To be done: Without skipping anything, write out each record below exactly.

Records for the task:
==========
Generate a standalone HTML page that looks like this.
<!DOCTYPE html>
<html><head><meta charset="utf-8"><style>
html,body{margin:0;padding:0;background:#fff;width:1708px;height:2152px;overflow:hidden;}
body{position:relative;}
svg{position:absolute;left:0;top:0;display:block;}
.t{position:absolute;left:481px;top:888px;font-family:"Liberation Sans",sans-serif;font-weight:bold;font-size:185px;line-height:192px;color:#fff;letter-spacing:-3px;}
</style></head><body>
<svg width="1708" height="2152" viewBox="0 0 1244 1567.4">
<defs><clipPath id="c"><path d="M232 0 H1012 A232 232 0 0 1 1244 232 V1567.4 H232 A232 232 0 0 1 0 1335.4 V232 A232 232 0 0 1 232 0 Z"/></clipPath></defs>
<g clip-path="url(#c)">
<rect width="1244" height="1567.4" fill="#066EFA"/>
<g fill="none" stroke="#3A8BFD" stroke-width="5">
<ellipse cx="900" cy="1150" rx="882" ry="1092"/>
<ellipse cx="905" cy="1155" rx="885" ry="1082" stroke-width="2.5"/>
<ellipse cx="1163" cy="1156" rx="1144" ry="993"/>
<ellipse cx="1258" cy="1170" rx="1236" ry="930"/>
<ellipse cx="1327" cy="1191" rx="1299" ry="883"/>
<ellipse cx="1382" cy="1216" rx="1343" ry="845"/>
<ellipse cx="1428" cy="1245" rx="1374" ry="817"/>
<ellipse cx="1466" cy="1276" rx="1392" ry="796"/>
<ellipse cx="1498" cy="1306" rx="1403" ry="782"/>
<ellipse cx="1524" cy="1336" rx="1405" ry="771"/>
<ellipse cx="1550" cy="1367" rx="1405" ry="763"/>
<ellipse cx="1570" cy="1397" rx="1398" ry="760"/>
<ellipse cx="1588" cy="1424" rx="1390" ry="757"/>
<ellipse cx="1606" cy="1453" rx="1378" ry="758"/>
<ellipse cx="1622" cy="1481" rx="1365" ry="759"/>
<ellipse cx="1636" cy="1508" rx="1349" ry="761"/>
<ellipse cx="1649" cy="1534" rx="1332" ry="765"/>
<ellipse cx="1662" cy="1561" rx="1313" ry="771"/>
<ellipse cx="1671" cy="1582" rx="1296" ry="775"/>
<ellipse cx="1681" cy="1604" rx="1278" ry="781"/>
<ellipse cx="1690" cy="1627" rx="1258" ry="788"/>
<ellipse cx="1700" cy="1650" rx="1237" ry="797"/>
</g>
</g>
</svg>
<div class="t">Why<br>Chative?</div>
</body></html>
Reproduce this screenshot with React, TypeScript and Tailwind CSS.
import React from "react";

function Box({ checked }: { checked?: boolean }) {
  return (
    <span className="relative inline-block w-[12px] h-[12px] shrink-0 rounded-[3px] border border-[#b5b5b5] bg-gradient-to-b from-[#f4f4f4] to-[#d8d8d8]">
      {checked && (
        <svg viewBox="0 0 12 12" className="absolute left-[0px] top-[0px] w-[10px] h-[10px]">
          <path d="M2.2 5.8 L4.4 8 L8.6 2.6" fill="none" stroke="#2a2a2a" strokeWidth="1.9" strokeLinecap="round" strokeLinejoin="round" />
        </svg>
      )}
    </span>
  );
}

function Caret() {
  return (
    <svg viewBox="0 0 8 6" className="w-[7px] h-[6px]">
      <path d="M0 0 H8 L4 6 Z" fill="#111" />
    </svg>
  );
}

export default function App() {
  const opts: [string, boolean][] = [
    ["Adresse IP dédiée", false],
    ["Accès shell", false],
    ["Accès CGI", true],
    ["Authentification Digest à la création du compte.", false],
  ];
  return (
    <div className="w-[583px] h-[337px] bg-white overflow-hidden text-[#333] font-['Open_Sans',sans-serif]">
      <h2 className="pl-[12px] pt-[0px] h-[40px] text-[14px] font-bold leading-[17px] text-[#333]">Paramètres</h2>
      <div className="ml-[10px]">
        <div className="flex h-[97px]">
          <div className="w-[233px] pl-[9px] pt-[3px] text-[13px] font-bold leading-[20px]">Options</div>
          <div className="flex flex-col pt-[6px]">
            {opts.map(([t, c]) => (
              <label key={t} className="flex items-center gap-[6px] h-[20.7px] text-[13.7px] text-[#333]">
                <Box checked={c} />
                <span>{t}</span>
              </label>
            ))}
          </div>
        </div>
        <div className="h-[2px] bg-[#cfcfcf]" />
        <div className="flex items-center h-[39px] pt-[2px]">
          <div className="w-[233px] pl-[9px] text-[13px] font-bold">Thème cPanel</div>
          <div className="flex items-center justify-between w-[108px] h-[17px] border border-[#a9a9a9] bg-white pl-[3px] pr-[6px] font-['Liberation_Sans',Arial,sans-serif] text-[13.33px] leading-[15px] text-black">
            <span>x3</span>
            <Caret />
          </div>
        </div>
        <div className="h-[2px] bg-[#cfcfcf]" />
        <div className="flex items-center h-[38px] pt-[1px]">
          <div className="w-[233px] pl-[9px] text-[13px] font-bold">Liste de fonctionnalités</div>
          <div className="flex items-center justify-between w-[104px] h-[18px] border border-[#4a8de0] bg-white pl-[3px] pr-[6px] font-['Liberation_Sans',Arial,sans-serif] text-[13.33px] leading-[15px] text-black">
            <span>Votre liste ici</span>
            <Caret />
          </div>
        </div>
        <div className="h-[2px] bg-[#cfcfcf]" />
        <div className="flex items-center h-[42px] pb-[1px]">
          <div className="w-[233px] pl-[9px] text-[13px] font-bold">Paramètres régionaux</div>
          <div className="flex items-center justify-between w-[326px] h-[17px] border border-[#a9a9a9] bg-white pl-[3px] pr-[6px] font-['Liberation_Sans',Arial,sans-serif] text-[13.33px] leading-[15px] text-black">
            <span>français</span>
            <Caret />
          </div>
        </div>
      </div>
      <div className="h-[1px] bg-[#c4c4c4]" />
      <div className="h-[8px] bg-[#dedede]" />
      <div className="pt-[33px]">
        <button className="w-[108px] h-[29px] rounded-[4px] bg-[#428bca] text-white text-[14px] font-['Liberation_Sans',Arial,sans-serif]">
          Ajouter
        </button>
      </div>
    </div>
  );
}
==========
Correct output:
Generate a standalone HTML page that looks like this.
<!DOCTYPE html>
<html><head><meta charset="utf-8"><style>
html,body{margin:0;padding:0;background:#fff;width:1708px;height:2152px;overflow:hidden;}
body{position:relative;}
svg{position:absolute;left:0;top:0;display:block;}
.t{position:absolute;left:481px;top:888px;font-family:"Liberation Sans",sans-serif;font-weight:bold;font-size:185px;line-height:192px;color:#fff;letter-spacing:-3px;}
</style></head><body>
<svg width="1708" height="2152" viewBox="0 0 1244 1567.4">
<defs><clipPath id="c"><path d="M232 0 H1012 A232 232 0 0 1 1244 232 V1567.4 H232 A232 232 0 0 1 0 1335.4 V232 A232 232 0 0 1 232 0 Z"/></clipPath></defs>
<g clip-path="url(#c)">
<rect width="1244" height="1567.4" fill="#066EFA"/>
<g fill="none" stroke="#3A8BFD" stroke-width="5">
<ellipse cx="900" cy="1150" rx="882" ry="1092"/>
<ellipse cx="905" cy="1155" rx="885" ry="1082" stroke-width="2.5"/>
<ellipse cx="1163" cy="1156" rx="1144" ry="993"/>
<ellipse cx="1258" cy="1170" rx="1236" ry="930"/>
<ellipse cx="1327" cy="1191" rx="1299" ry="883"/>
<ellipse cx="1382" cy="1216" rx="1343" ry="845"/>
<ellipse cx="1428" cy="1245" rx="1374" ry="817"/>
<ellipse cx="1466" cy="1276" rx="1392" ry="796"/>
<ellipse cx="1498" cy="1306" rx="1403" ry="782"/>
<ellipse cx="1524" cy="1336" rx="1405" ry="771"/>
<ellipse cx="1550" cy="1367" rx="1405" ry="763"/>
<ellipse cx="1570" cy="1397" rx="1398" ry="760"/>
<ellipse cx="1588" cy="1424" rx="1390" ry="757"/>
<ellipse cx="1606" cy="1453" rx="1378" ry="758"/>
<ellipse cx="1622" cy="1481" rx="1365" ry="759"/>
<ellipse cx="1636" cy="1508" rx="1349" ry="761"/>
<ellipse cx="1649" cy="1534" rx="1332" ry="765"/>
<ellipse cx="1662" cy="1561" rx="1313" ry="771"/>
<ellipse cx="1671" cy="1582" rx="1296" ry="775"/>
<ellipse cx="1681" cy="1604" rx="1278" ry="781"/>
<ellipse cx="1690" cy="1627" rx="1258" ry="788"/>
<ellipse cx="1700" cy="1650" rx="1237" ry="797"/>
</g>
</g>
</svg>
<div class="t">Why<br>Chative?</div>
</body></html>
Reproduce this screenshot with React, TypeScript and Tailwind CSS.
import React from "react";

function Box({ checked }: { checked?: boolean }) {
  return (
    <span className="relative inline-block w-[12px] h-[12px] shrink-0 rounded-[3px] border border-[#b5b5b5] bg-gradient-to-b from-[#f4f4f4] to-[#d8d8d8]">
      {checked && (
        <svg viewBox="0 0 12 12" className="absolute left-[0px] top-[0px] w-[10px] h-[10px]">
          <path d="M2.2 5.8 L4.4 8 L8.6 2.6" fill="none" stroke="#2a2a2a" strokeWidth="1.9" strokeLinecap="round" strokeLinejoin="round" />
        </svg>
      )}
    </span>
  );
}

function Caret() {
  return (
    <svg viewBox="0 0 8 6" className="w-[7px] h-[6px]">
      <path d="M0 0 H8 L4 6 Z" fill="#111" />
    </svg>
  );
}

export default function App() {
  const opts: [string, boolean][] = [
    ["Adresse IP dédiée", false],
    ["Accès shell", false],
    ["Accès CGI", true],
    ["Authentification Digest à la création du compte.", false],
  ];
  return (
    <div className="w-[583px] h-[337px] bg-white overflow-hidden text-[#333] font-['Open_Sans',sans-serif]">
      <h2 className="pl-[12px] pt-[0px] h-[40px] text-[14px] font-bold leading-[17px] text-[#333]">Paramètres</h2>
      <div className="ml-[10px]">
        <div className="flex h-[97px]">
          <div className="w-[233px] pl-[9px] pt-[3px] text-[13px] font-bold leading-[20px]">Options</div>
          <div className="flex flex-col pt-[6px]">
            {opts.map(([t, c]) => (
              <label key={t} className="flex items-center gap-[6px] h-[20.7px] text-[13.7px] text-[#333]">
                <Box checked={c} />
                <span>{t}</span>
              </label>
            ))}
          </div>
        </div>
        <div className="h-[2px] bg-[#cfcfcf]" />
        <div className="flex items-center h-[39px] pt-[2px]">
          <div className="w-[233px] pl-[9px] text-[13px] font-bold">Thème cPanel</div>
          <div className="flex items-center justify-between w-[108px] h-[17px] border border-[#a9a9a9] bg-white pl-[3px] pr-[6px] font-['Liberation_Sans',Arial,sans-serif] text-[13.33px] leading-[15px] text-black">
            <span>x3</span>
            <Caret />
          </div>
        </div>
        <div className="h-[2px] bg-[#cfcfcf]" />
        <div className="flex items-center h-[38px] pt-[1px]">
          <div className="w-[233px] pl-[9px] text-[13px] font-bold">Liste de fonctionnalités</div>
          <div className="flex items-center justify-between w-[104px] h-[18px] border border-[#4a8de0] bg-white pl-[3px] pr-[6px] font-['Liberation_Sans',Arial,sans-serif] text-[13.33px] leading-[15px] text-black">
            <span>Votre liste ici</span>
            <Caret />
          </div>
        </div>
        <div className="h-[2px] bg-[#cfcfcf]" />
        <div className="flex items-center h-[42px] pb-[1px]">
          <div className="w-[233px] pl-[9px] text-[13px] font-bold">Paramètres régionaux</div>
          <div className="flex items-center justify-between w-[326px] h-[17px] border border-[#a9a9a9] bg-white pl-[3px] pr-[6px] font-['Liberation_Sans',Arial,sans-serif] text-[13.33px] leading-[15px] text-black">
            <span>français</span>
            <Caret />
          </div>
        </div>
      </div>
      <div className="h-[1px] bg-[#c4c4c4]" />
      <div className="h-[8px] bg-[#dedede]" />
      <div className="pt-[33px]">
        <button className="w-[108px] h-[29px] rounded-[4px] bg-[#428bca] text-white text-[14px] font-['Liberation_Sans',Arial,sans-serif]">
          Ajouter
        </button>
      </div>
    </div>
  );
}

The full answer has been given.